Terzo capitolo per quello che sta diventando il principale divertissement di Ty Segall, il side project denominato Fuzz, per il quale ha deciso di cantare e suonare la batteria, in compagnia del multistrumentista Charles Moothart (alle chitarre) e del bassista Chad Ubovich. Un “supergruppo” sbocciato a San Francisco, e ora finito fra le grinfie di Steve Albini, che manovra i suoni per far sì che l’ascoltatore provi la sensazione di trovarsi accanto alla band durante le prove, proprio come fosse nel loro garage di casa.
Confermatissima la formula stilistica: un acidissimo hard-psych cristallizzato (i maligni direbbero “immobilizzato”) fra la fine degli anni 60 e l’inizio del decennio successivo. Una manciata di possenti riff che uniscono idealmente l’hard-rock primordiale dei Black Sabbath, lo stoner dei Kyuss e gli ottimi bignamini realizzati dai Black Mountain. Tutto costruito con grande intelligenza: i distorsori sono quasi sempre “a manetta”, ma il trio è alla costante ricerca di un formato canzone che non venga percepito come troppo estremo, e l’obiettivo è centrato – ad esempio - nel caso di “Spit”, traccia che in un mondo perfetto viaggerebbe altissima nelle chart del circuito indipendente.

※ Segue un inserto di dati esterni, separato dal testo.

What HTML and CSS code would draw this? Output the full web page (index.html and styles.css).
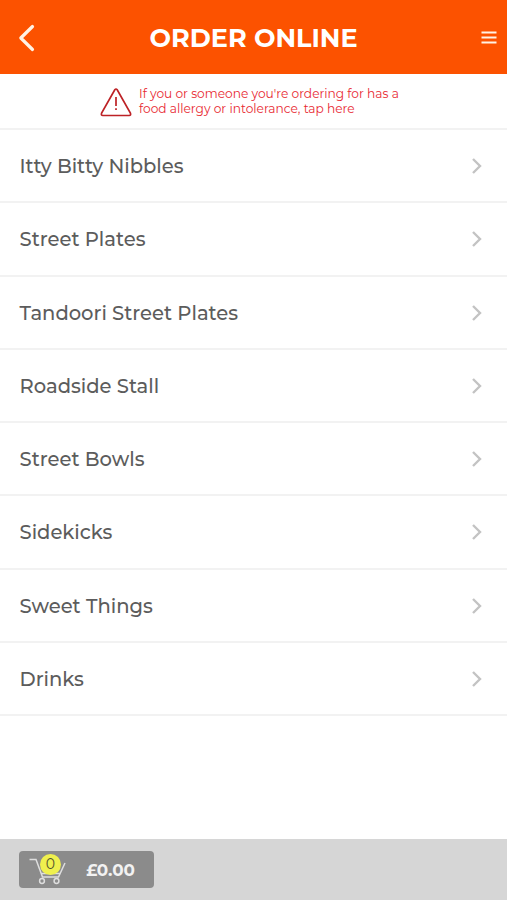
FILE: index.html
```html
<!DOCTYPE html>
<html lang="en">
<head>
<meta charset="utf-8">
<title>Order Online</title>
<link rel="stylesheet" href="styles.css">
</head>
<body>
<header class="header">
  <svg class="back" width="24" height="30" viewBox="0 0 24 30"><path d="M17.500 3.500 5.800 15l11.700 11.500"/></svg>
  <h1 class="title">ORDER ONLINE</h1>
  <svg class="menu" width="16" height="14" viewBox="0 0 16 14"><path d="M.5 1.500h15M.5 6.500h15M.5 11.500h15"/></svg>
</header>
<div class="allergy">
  <svg class="warning" width="32" height="30" viewBox="0 0 32 30"><path d="M14.800 2.800Q16 1.200 17.200 2.800L30.400 26Q31.200 28.500 29.200 28.500H2.800Q.800 28.500 1.600 26Z"/><path d="M16 10v9M16 21.200v1.800"/></svg>
  <p class="notice">If you or someone you're ordering for has a<br>food allergy or intolerance, tap here</p>
</div>
<main class="list">
  <div class="row"><span>Itty Bitty Nibbles</span><svg class="chevron" viewBox="0 0 12 18"><path d="m2 2 7 7-7 7"/></svg></div>
  <div class="row"><span>Street Plates</span><svg class="chevron" viewBox="0 0 12 18"><path d="m2 2 7 7-7 7"/></svg></div>
  <div class="row"><span>Tandoori Street Plates</span><svg class="chevron" viewBox="0 0 12 18"><path d="m2 2 7 7-7 7"/></svg></div>
  <div class="row"><span>Roadside Stall</span><svg class="chevron" viewBox="0 0 12 18"><path d="m2 2 7 7-7 7"/></svg></div>
  <div class="row"><span>Street Bowls</span><svg class="chevron" viewBox="0 0 12 18"><path d="m2 2 7 7-7 7"/></svg></div>
  <div class="row"><span>Sidekicks</span><svg class="chevron" viewBox="0 0 12 18"><path d="m2 2 7 7-7 7"/></svg></div>
  <div class="row"><span>Sweet Things</span><svg class="chevron" viewBox="0 0 12 18"><path d="m2 2 7 7-7 7"/></svg></div>
  <div class="row"><span>Drinks</span><svg class="chevron" viewBox="0 0 12 18"><path d="m2 2 7 7-7 7"/></svg></div>
</main>
<footer class="footer">
  <div class="basket">
    <div class="cart">
      <svg width="38" height="28" viewBox="0 0 38 28"><path d="M.5 2.500h6.500l6.500 17.500h16L36 6M12 16.500h18.500"/><circle cx="13" cy="24" r="2.400"/><circle cx="27.500" cy="24" r="2.400"/></svg>
      <span class="count">0</span>
    </div>
    <span class="total">£0.00</span>
  </div>
</footer>
</body>
</html>
```
FILE: styles.css
```css
* { box-sizing: border-box; }
body {
  margin: 0;
  height: 900px;
  display: flex;
  flex-direction: column;
  overflow: hidden;
  background: #fff;
  color: #5c5c5c;
  font-family: Montserrat, Inter, sans-serif;
}
svg { fill: none; flex: none; display: block; }
.header {
  height: 74px;
  padding: 2px 10px 0 15px;
  display: grid;
  grid-template-columns: 60px 1fr 60px;
  align-items: center;
  background: #fc5200;
  color: #fff;
}
.back { stroke: #fff3e5; stroke-width: 3.2; stroke-linecap: round; stroke-linejoin: round; }
.title { margin: 0 5px 0 0; text-align: center; font-size: 25.5px; line-height: 30px; font-weight: 700; white-space: nowrap; }
.menu { justify-self: end; stroke: #fff3e5; stroke-width: 2; }
.allergy {
  height: 56px;
  padding: 0 0 0 100px;
  display: flex;
  align-items: center;
  gap: 7px;
  border-bottom: 2px solid #f2f2f2;
}
.warning { position: relative; top: .5px; stroke: #bd2226; stroke-width: 1.7; }
.notice { margin: 0; font-size: 12.2px; line-height: 15px; color: #e82932; white-space: nowrap; }
.list { flex: 1; }
.row {
  height: 73.25px;
  padding: 1px 24px 0 19.5px;
  display: flex;
  align-items: center;
  justify-content: space-between;
  border-bottom: 2px solid #f2f2f2;
  font-size: 19.55px;
  font-weight: 500;
  line-height: 26px;
}
.chevron { width: 12px; height: 18px; stroke: #c3c3c3; stroke-width: 2.4; }
.footer { height: 61px; padding: 12px 19px; background: #d6d6d6; }
.basket {
  width: 135px;
  height: 37px;
  padding: 0 19px 0 10px;
  display: flex;
  align-items: center;
  justify-content: space-between;
  border-radius: 4px;
  background: #8b8b8b;
}
.cart { position: relative; width: 38px; height: 28px; top: 1px; }
.cart svg { stroke: #dedede; stroke-width: 1.5; }
.count {
  position: absolute;
  left: 11px;
  top: -3px;
  width: 21px;
  height: 21px;
  border-radius: 50%;
  background: #eff04e;
  color: #55552e;
  font-size: 14px;
  line-height: 21px;
  text-align: center;
}
.total { color: #f2f2f2; font-size: 16.8px; font-weight: 700; }
```
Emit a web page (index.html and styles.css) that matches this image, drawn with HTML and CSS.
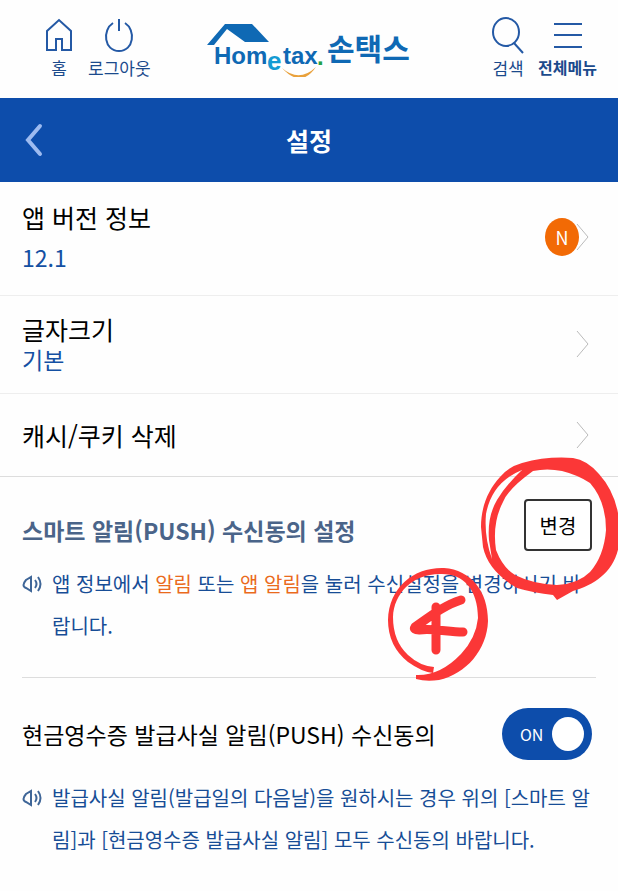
FILE: index.html
```html
<!DOCTYPE html>
<html lang="ko">
<head>
    <meta charset="UTF-8">
    <meta name="viewport" content="width=device-width, initial-scale=1.0">
    <title>손택스 설정</title>
    <link rel="stylesheet" href="styles.css">
</head>
<body>
    <header class="top">
        <nav class="top-nav">
            <a class="top-link" href="#">
                <svg class="top-icon" width="30" height="38" viewBox="0 0 30 38"><path d="M3 33V14L15 3l12 11v19h-9V22h-6v11z"/></svg>
                <span>홈</span>
            </a>
            <a class="top-link" href="#">
                <svg class="top-icon" width="30" height="38" viewBox="0 0 30 38"><path d="M9 6C-2 13 0 34 15 34S32 13 21 6M15 2v12"/></svg>
                <span>로그아웃</span>
            </a>
        </nav>
        <a class="logo" href="#" aria-label="Hometax 손택스">
            <svg width="208" height="60" viewBox="0 0 208 60">
                <path d="M2 28L20 7h27l17 18H40L22 12 9 28z" fill="#0f69b4"/>
                <g class="logo-en">
                    <text x="9" y="47">Hom</text>
                    <text class="logo-e" x="62" y="53">e</text>
                    <text x="78" y="47">tax</text>
                    <text class="logo-dot" x="112" y="48">.</text>
                </g>
                <path d="M77 51q17 15 34-1-15 22-34 1z" fill="#e9a13b"/>
                <text class="logo-ko" x="122" y="43">손택스</text>
            </svg>
        </a>
        <nav class="top-nav top-nav-right">
            <a class="top-link" href="#">
                <svg class="top-icon" width="36" height="38" viewBox="0 0 36 38"><ellipse cx="16" cy="15" rx="13" ry="14"/><path d="M24 26l9 10"/></svg>
                <span>검색</span>
            </a>
            <a class="top-link top-link-bold" href="#">
                <svg class="top-icon" width="32" height="38" viewBox="0 0 32 38"><path d="M2 7h28M2 18h28M2 30h28"/></svg>
                <span>전체메뉴</span>
            </a>
        </nav>
    </header>

    <div class="title-bar">
        <button class="back" type="button" aria-label="뒤로">
            <svg width="18" height="34" viewBox="0 0 18 34"><path d="M15 3L3 17l12 14"/></svg>
        </button>
        <h1>설정</h1>
    </div>

    <main>
        <!-- Menu rows -->
        <a class="row row-version" href="#">
            <span class="row-text">앱 버전 정보<span class="row-value">12.1</span></span>
            <span class="badge">N</span>
            <svg class="chevron" width="14" height="28" viewBox="0 0 14 28"><path d="M1 1l11 13L1 27"/></svg>
        </a>
        <a class="row row-size" href="#">
            <span class="row-text">글자크기<span class="row-value">기본</span></span>
            <svg class="chevron" width="14" height="28" viewBox="0 0 14 28"><path d="M1 1l11 13L1 27"/></svg>
        </a>
        <a class="row row-cache" href="#">
            <span class="row-text">캐시/쿠키 삭제</span>
            <svg class="chevron" width="14" height="28" viewBox="0 0 14 28"><path d="M1 1l11 13L1 27"/></svg>
        </a>

        <!-- Smart push -->
        <section class="setting">
            <div class="setting-head">
                <h2 class="setting-title setting-title-smart">스마트 알림(PUSH) 수신동의 설정</h2>
                <button class="change-btn" type="button">변경</button>
            </div>
            <div class="note">
                <svg class="speaker" width="22" height="20" viewBox="0 0 22 20"><path d="M9 3v14L4 14Q-1 12 4 6zM13 6q3 4 0 8M16 3q5 7 0 14"/></svg>
                <p>앱 정보에서 <em>알림</em> 또는 <em>앱 알림</em>을 눌러 수신설정을 변경하시기 바랍니다.</p>
            </div>
            <!-- Hand-drawn marks -->
            <svg class="marks" width="238" height="240" viewBox="380 450 238 240" aria-hidden="true">
                <path class="marks-fill" fill-rule="evenodd" d="M481 527C481 507 488 490 500 477Q508 467 522 463Q547 456 573 458Q587 460 599 474Q620 497 620 535C619 568 598 584 573 591L557 600L553 595Q534 593 517 588Q488 571 483 547ZM533 471Q508 489 503 502Q492 523 496 550Q503 568 515 575Q533 584 557 585Q578 584 590 572Q604 556 606 530Q606 501 590 483Q578 475 562 471Q547 468 533 471ZM522 470Q506 485 497 500Q487 517 489 540L492 559Q484 537 486 514Q492 482 522 470Z"/>
                <path class="marks-fill" d="M433 673Q422 672 408 662Q388 646 388 620C389 587 414 567 444 568C471 570 488 591 488 621C487 650 466 674 439 680Q426 682 416 679V675Q440 676 461 654Q476 638 478 618C478 589 463 574 442 574C413 573 394 593 393 617Q393 641 408 655Q420 666 434 667Z"/>
                <path class="marks-line" d="M461 600C445 605 432 615 415 627Q413 630 419 630C433 628 448 632 463 632M436 607V650"/>
            </svg>
        </section>

        <!-- Cash receipt push -->
        <section class="setting setting-cash">
            <div class="setting-head">
                <h2 class="setting-title"><label for="cashPush">현금영수증 발급사실 알림(PUSH) 수신동의</label></h2>
                <label class="toggle">
                    <input type="checkbox" id="cashPush" checked>
                    <span class="toggle-text">ON</span>
                    <span class="toggle-knob"></span>
                </label>
            </div>
            <div class="note">
                <svg class="speaker" width="22" height="20" viewBox="0 0 22 20"><path d="M9 3v14L4 14Q-1 12 4 6zM13 6q3 4 0 8M16 3q5 7 0 14"/></svg>
                <p>발급사실 알림(발급일의 다음날)을 원하시는 경우 위의 [스마트 알림]과 [현금영수증 발급사실 알림] 모두 수신동의 바랍니다.</p>
            </div>
        </section>
    </main>
</body>
</html>
```
FILE: styles.css
```css
* {
    margin: 0;
    padding: 0;
    box-sizing: border-box;
}

body {
    font-family: 'Noto Sans CJK KR', sans-serif;
    background: #fefefe;
    color: #000;
    overflow-x: hidden;
}

a {
    color: inherit;
    text-decoration: none;
}

button {
    font-family: inherit;
    cursor: pointer;
}

svg {
    display: block;
    flex-shrink: 0;
}

/* Top header */
.top {
    display: grid;
    grid-template-columns: 1fr auto 1fr;
    align-items: start;
    height: 98px;
    padding: 17px 21px 0;
}

.top-nav {
    display: flex;
    gap: 12px;
    padding-left: 21px;
}

.top-nav-right {
    justify-content: flex-end;
    padding-left: 0;
}

.top-link {
    display: flex;
    flex-direction: column;
    align-items: center;
    min-width: 34px;
    font-size: 17px;
    line-height: 25px;
    color: #1b4a8c;
}

.top-link-bold {
    font-size: 16px;
    font-weight: 700;
}

.top-icon {
    fill: none;
    stroke: #2459a5;
    stroke-width: 2;
}

.logo-en {
    font-family: 'Liberation Sans', sans-serif;
    font-size: 24px;
    font-weight: 700;
    fill: #0f69b4;
}

.logo-e {
    font-size: 26px;
    fill: #159bd3;
}

.logo-dot {
    fill: #24a148;
}

.logo-ko {
    font-size: 30px;
    font-weight: 700;
    fill: #0f69b4;
}

/* Page title */
.title-bar {
    display: grid;
    grid-template-columns: 44px 1fr 44px;
    align-items: center;
    height: 84px;
    padding: 0 12px;
    background: #0d4dab;
    color: #fff;
}

.title-bar h1 {
    font-size: 25px;
    line-height: 36px;
    font-weight: 700;
    text-align: center;
}

.back {
    display: flex;
    justify-content: center;
    border: none;
    background: none;
}

.back path {
    fill: none;
    stroke: #9dbbf0;
    stroke-width: 4;
    stroke-linecap: round;
}

/* Menu rows */
.row {
    display: flex;
    align-items: center;
    padding: 0 28px 0 22px;
    border-bottom: 1px solid #eee;
    font-size: 25px;
}

.row-text {
    flex: 1;
}

.row-value {
    display: block;
    font-size: 23px;
    color: #1450a3;
}

.row-version {
    padding-top: 15px;
    padding-bottom: 18px;
    line-height: 40px;
}

.row-size {
    padding-top: 18px;
    padding-bottom: 19px;
    line-height: 30px;
}

.row-cache {
    padding-top: 21px;
    padding-bottom: 21px;
    border-color: #ddd;
    line-height: 40px;
}

.badge {
    width: 34px;
    height: 38px;
    margin-right: -3px;
    border-radius: 50%;
    background: #f26a05;
    color: #fff;
    font-size: 18px;
    line-height: 38px;
    text-align: center;
}

.chevron {
    fill: none;
    stroke: #bbb;
}

/* Settings */
.setting {
    position: relative;
    padding-top: 22px;
}

.setting-head {
    display: flex;
    align-items: center;
    justify-content: space-between;
    padding: 0 26px 0 22px;
}

.setting-title {
    font-size: 23px;
    line-height: 36px;
    font-weight: 400;
}

.setting-title-smart {
    padding-top: 10px;
    font-weight: 700;
    color: #4a6489;
}

.change-btn {
    width: 68px;
    height: 52px;
    border: 2px solid #333;
    border-radius: 4px;
    background: #fff;
    font-size: 20px;
}

.note {
    display: flex;
    gap: 8px;
    padding: 12px 22px 0;
    color: #174d96;
}

.note p {
    font-size: 20px;
    line-height: 42px;
    word-break: break-all;
}

.note em {
    font-style: normal;
    color: #ea6a1c;
}

.speaker {
    margin-top: 11px;
    fill: none;
    stroke: #3f6698;
    stroke-width: 2;
}

.setting-cash {
    margin: 30px 0 0;
    padding-top: 31px;
}

.setting-cash::before {
    content: '';
    position: absolute;
    top: 0;
    left: 22px;
    right: 22px;
    border-top: 1px solid #ddd;
}

.setting-cash .note {
    padding-top: 17px;
}

.toggle {
    display: flex;
    align-items: center;
    justify-content: space-between;
    width: 90px;
    height: 52px;
    padding: 0 8px 0 18px;
    border-radius: 26px;
    background: #0d4dab;
    color: #fff;
    font-size: 16px;
    cursor: pointer;
}

.toggle input {
    position: absolute;
    opacity: 0;
}

.toggle-knob {
    width: 32px;
    height: 34px;
    border-radius: 50%;
    background: #fff;
}

.marks {
    position: absolute;
    top: -27px;
    right: 0;
    z-index: 1;
    pointer-events: none;
}

.marks-fill {
    fill: #fb3737;
}

.marks-line {
    fill: none;
    stroke: #fb3737;
    stroke-width: 9;
    stroke-linecap: round;
    stroke-linejoin: round;
}
```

Rispetto ai precedenti lavori, “III” si presenta più snello: soltanto due brani (“Time Collapse” ed “End Returning”) sugli otto complessivi risultano lunghi (ma neanche troppo) e strutturati, con qualche frangente altamente lisergico, la provvisoria calma studiata ad arte per alleviare l’onnipresente immane tensione elettrica.
La seconda parte del disco, pur se sempre ruggente, è meno interessante, a causa di alcune soluzioni che tendono a ripetersi. Ma l’intento dei Fuzz non sarà mai quello di architettare rivoluzioni copernicane, semmai suonare a ruota libera, divertendosi, fino allo sfinimento. E in tracce come quelle racchiuse in “III” l’intento appare pienamente raggiunto.